Member of the Bihar Legislative Assembly
- In office 1970–1972
- Preceded by: Yugal Kishore Yadav
- Succeeded by: Amrit Prasad
- Constituency: Gobindpur
- In office 1972–1977
- Preceded by: Gaurishanker Keshari
- Succeeded by: Ganesh Shanker Vidyarthi
- Constituency: Nawada
- In office 1980–1995
- Preceded by: Bhatu Mahto
- Succeeded by: K.B. Prasad
- Constituency: Gobindpur
- In office 2000–2005
- Preceded by: K.B. Prasad
- Succeeded by: Kaushal Yadav
- Constituency: Gobindpur

Personal details
- Born: 1943 Govindpur, Nawada, Bihar
- Died: 9 April 2023 (aged 79–80) Patna, Bihar
- Party: Rashtriya Janata Dal
- Other political affiliations: Indian National Congress (before 2000)
- Children: Kaushal Yadav

= Gayatri Devi Yadav =

Indian politician (1943–2023)

Gayatri Devi Yadav (1943 - 9 April 2023) was an Indian politician. She was elected to the Bihar Legislative Assembly.
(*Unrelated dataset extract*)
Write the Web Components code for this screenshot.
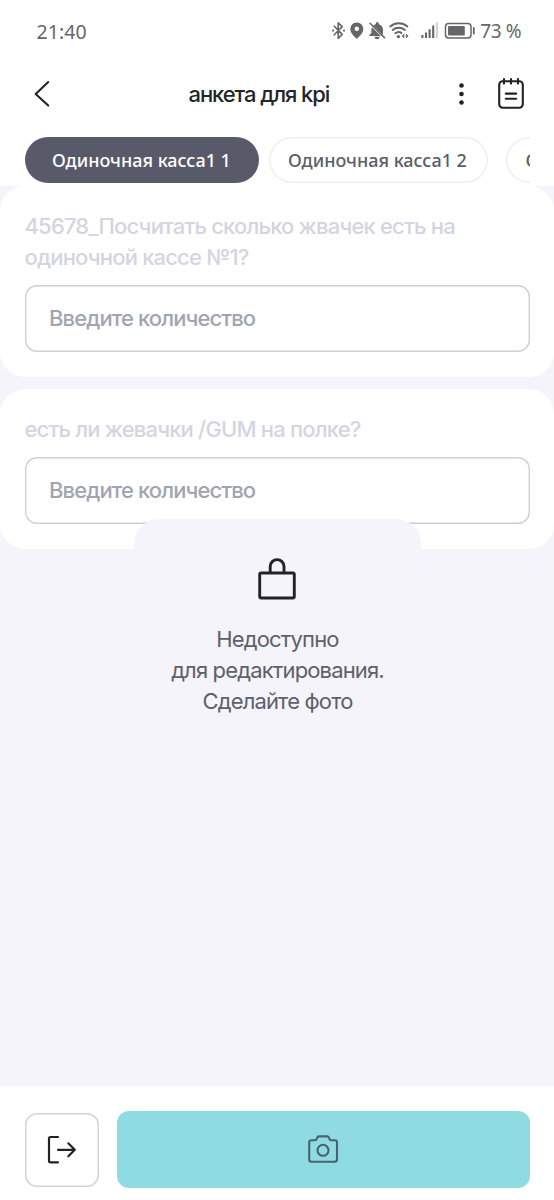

She was elected from Gobindpur constituency as well as Nawada constituency in several times from 1970 to 2005 in a career spanning over 30 years. Her son Kaushal Yadav was also elected to Bihar Assembly from Gobindpur. She was a long-term member of the Indian National Congress from 1970 to 2000 then she joined Rashtriya Janata Dal in 2000. She died on 9 April 2023, in Patna, Bihar.